The UK government has launched a major consultation on a proposed overhaul of remote gambling tax, aiming to simplify the framework by replacing three existing duties with a single unified system.
The HM Revenue & Customs (HMRC) consultation, open until midnight on 21 July 2025, invites technical feedback on the planned introduction of the Remote Betting and Gaming Duty (RBGD). If implemented, it would merge remote gaming duty, general betting duty, and pool betting duty into one single tax, which would be applied consistently to all remote gambling activities under a point-of-consumption model.
The remote gambling sector has surged to £6.9 billion in annual Gross Gambling Yield (GGY), outstripping the traditional premises-based sector. However, HMRC says the current tax system no longer reflects the technological convergence between online betting, casino games and bingo.
Under existing rules, operators must register and submit separate tax returns depending on the product offered, with varying rates applied. The government currently charges Remote Gaming Duty at 21 percent of gross profits, while General Betting Duty is 15 percent for fixed-odds bets.
Rolling everything into one duty could flip the board for remote operators, with betting shops used to softer blows suddenly feeling the full weight of gaming-level taxes. Some stakeholders have already warned of potential ripple effects, with sectors like horse racing voicing concerns over funding impacts.
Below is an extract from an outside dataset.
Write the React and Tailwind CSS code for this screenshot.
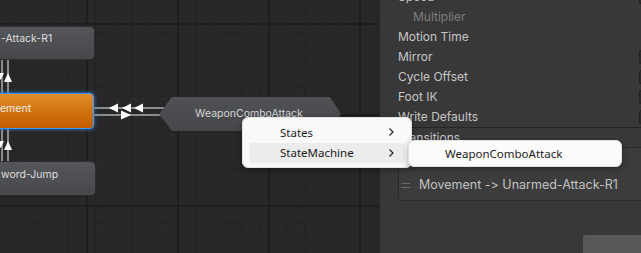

According to HMRC, the new RBGD would allow operators to register once, submit a single quarterly return and work under a harmonised set of rules, drastically reducing the compliance burden.
The government insists that the consultation will not decide the actual tax rate for RBGD at this stage. The government will decide the tax level separately during the budget process after reviewing consultation feedback.
The scope of the new duty would be broad, covering all remote betting and gaming activity accessed via the internet, telephone, television or any other electronic communication method. Spread betting is also under review for inclusion, although it may retain a separate place-of-supply basis.
HMRC is closely monitoring industry concerns about unintended consequences, including market distortion and shifts toward unlicensed gambling operators. Warnings about the silent rise of the black market have already surfaced, with pressure growing to ensure reforms do not drive players underground, as explored in a recent SIGMA News exclusive two-part series about the UK black market in 2025.
The government stresses that the goal is to create a gambling tax regime that is “modern, resilient and agile” while protecting revenues and ensuring fairness across the remote sector.
HMRC invites stakeholders to respond via an online form or by email to [email protected]. The full consultation document detailing the proposed changes and open questions for feedback is available .
Subject to the responses received, legislative changes could be introduced in the Autumn Budget 2025, with the new Remote Betting and Gaming Duty taking effect as early as October 2027.
The message for operators and stakeholders across the gambling ecosystem is clear: change is coming, and the time to engage is now. Still, this is not just about engagement. It is about survival. Some sectors, like British racing, will feel the squeeze harder.
The question is will this be a fair fight? The real winners will be those with access to the right influence. Those who tighten their grip behind closed doors. The warning is simple for everyone else: if you are not at the table, you are on the menu.